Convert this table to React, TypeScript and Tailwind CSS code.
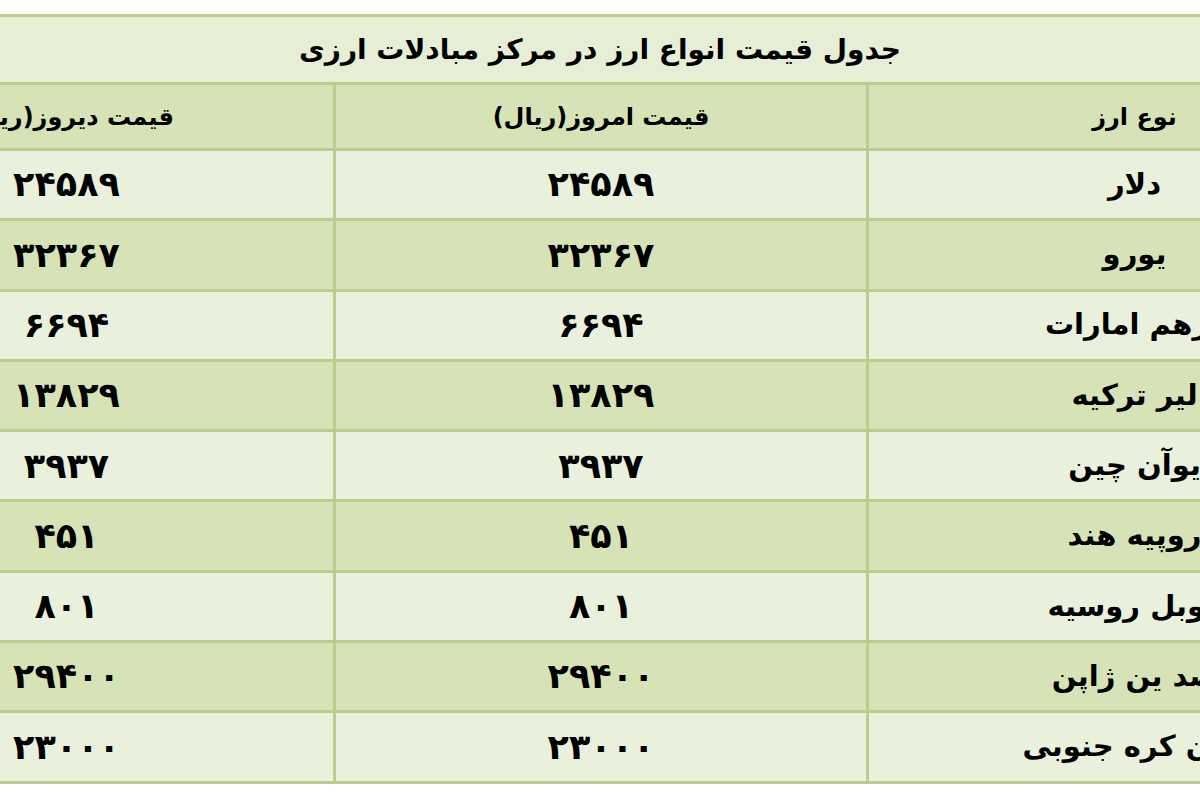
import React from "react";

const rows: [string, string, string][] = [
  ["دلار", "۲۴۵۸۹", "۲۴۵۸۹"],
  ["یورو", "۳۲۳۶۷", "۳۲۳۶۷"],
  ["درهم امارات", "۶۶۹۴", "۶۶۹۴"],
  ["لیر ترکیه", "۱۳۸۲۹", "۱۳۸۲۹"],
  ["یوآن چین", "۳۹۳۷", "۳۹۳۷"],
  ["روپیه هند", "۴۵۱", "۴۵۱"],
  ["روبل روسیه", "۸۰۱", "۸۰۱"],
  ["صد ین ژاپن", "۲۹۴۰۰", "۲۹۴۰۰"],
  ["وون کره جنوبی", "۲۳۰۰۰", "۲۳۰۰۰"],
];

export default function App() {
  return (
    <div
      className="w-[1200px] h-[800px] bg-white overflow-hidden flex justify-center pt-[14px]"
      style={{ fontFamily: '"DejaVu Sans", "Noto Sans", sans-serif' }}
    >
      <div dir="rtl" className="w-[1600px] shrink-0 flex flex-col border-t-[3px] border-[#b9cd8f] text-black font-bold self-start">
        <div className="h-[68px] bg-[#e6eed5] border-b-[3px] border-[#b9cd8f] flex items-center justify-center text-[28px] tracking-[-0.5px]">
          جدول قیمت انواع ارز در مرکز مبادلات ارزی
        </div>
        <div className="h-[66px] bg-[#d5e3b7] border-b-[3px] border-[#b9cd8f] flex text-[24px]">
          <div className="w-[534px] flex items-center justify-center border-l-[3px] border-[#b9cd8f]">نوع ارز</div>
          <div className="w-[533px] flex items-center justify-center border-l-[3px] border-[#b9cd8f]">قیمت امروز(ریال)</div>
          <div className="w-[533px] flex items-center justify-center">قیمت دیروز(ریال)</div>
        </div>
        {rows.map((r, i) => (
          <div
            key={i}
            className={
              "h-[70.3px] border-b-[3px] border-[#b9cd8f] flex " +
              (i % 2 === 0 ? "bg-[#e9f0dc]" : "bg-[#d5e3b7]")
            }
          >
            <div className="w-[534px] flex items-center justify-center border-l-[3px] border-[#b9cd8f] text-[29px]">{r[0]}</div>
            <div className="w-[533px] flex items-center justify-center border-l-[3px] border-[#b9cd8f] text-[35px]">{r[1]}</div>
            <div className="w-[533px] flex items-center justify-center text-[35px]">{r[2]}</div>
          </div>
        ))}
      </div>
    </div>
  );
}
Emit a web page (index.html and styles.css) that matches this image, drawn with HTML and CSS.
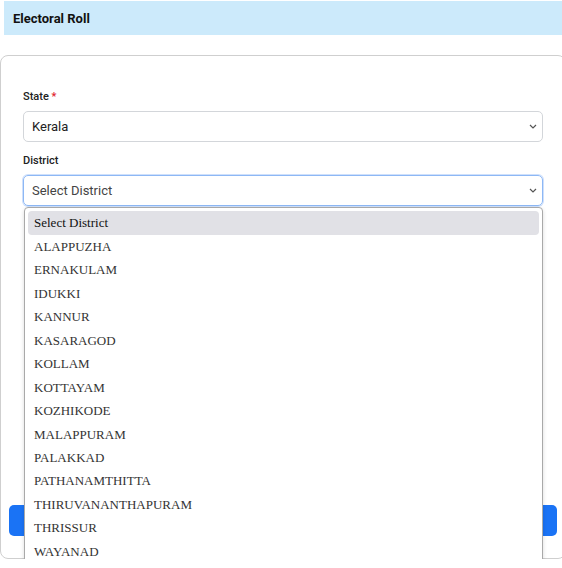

...

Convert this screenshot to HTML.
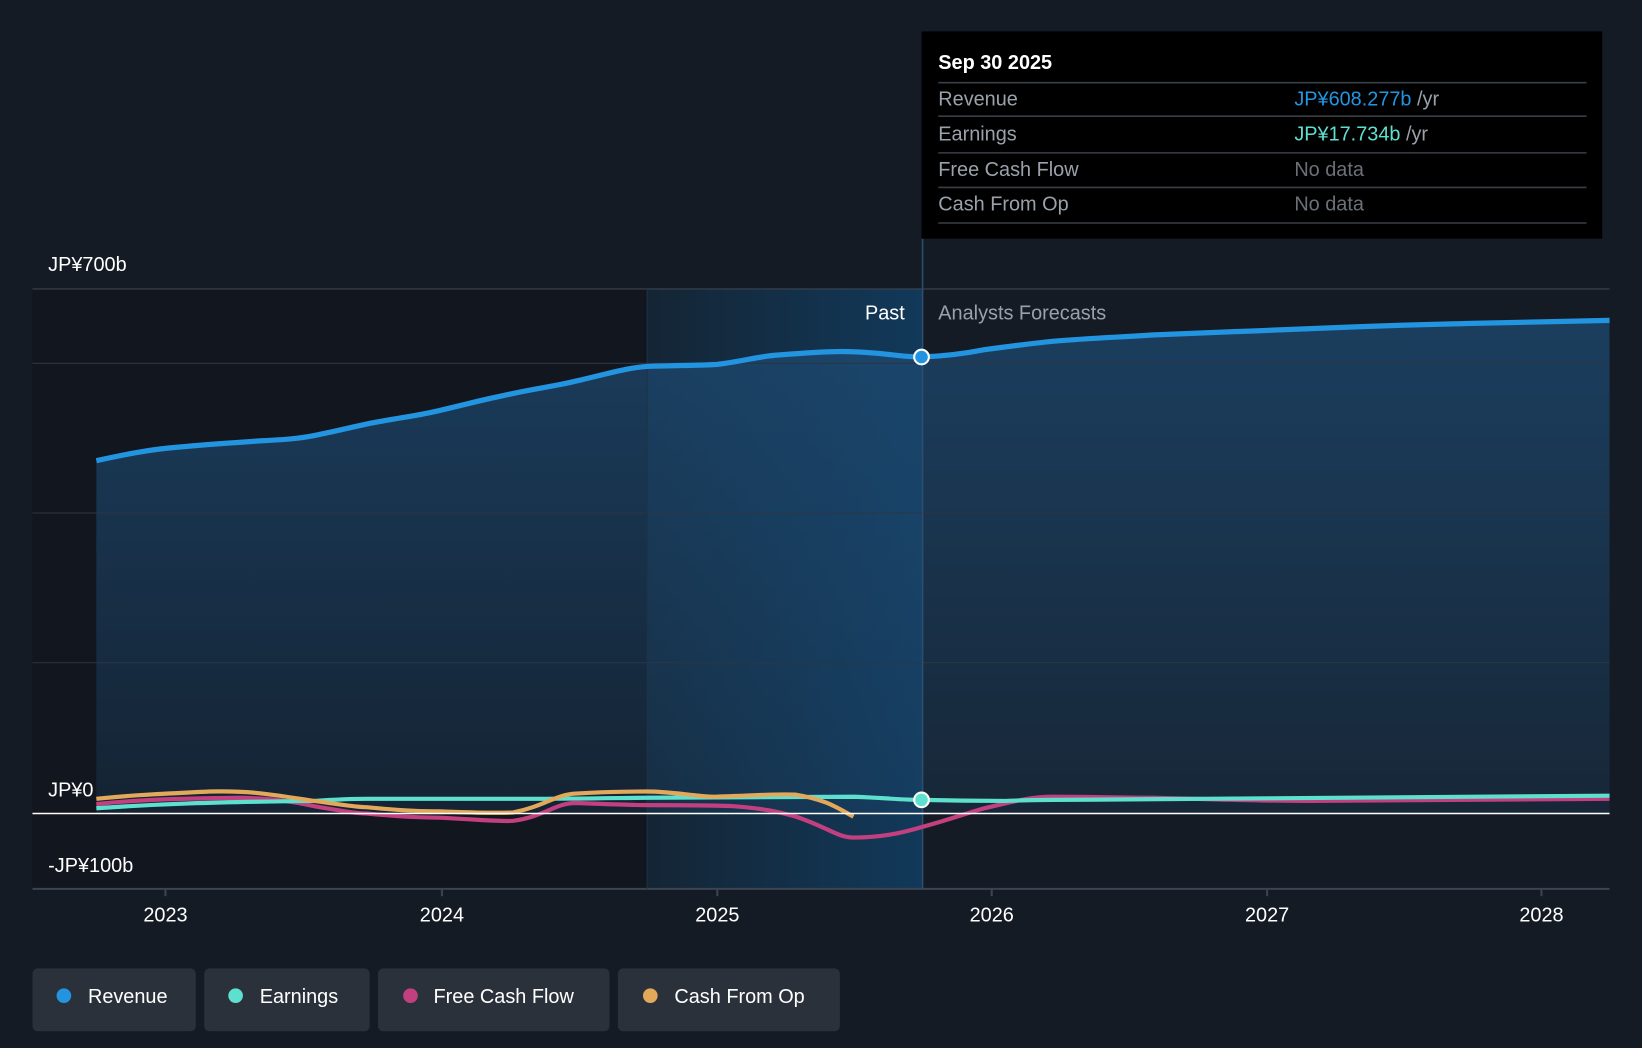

— THE EXERCISE —
Lines from the records above that hold "HTML" are the ones to list.

— THE OUTPUT —
Emit a web page (index.html and styles.css) that matches this image, drawn with HTML and CSS.
Convert this screenshot to HTML.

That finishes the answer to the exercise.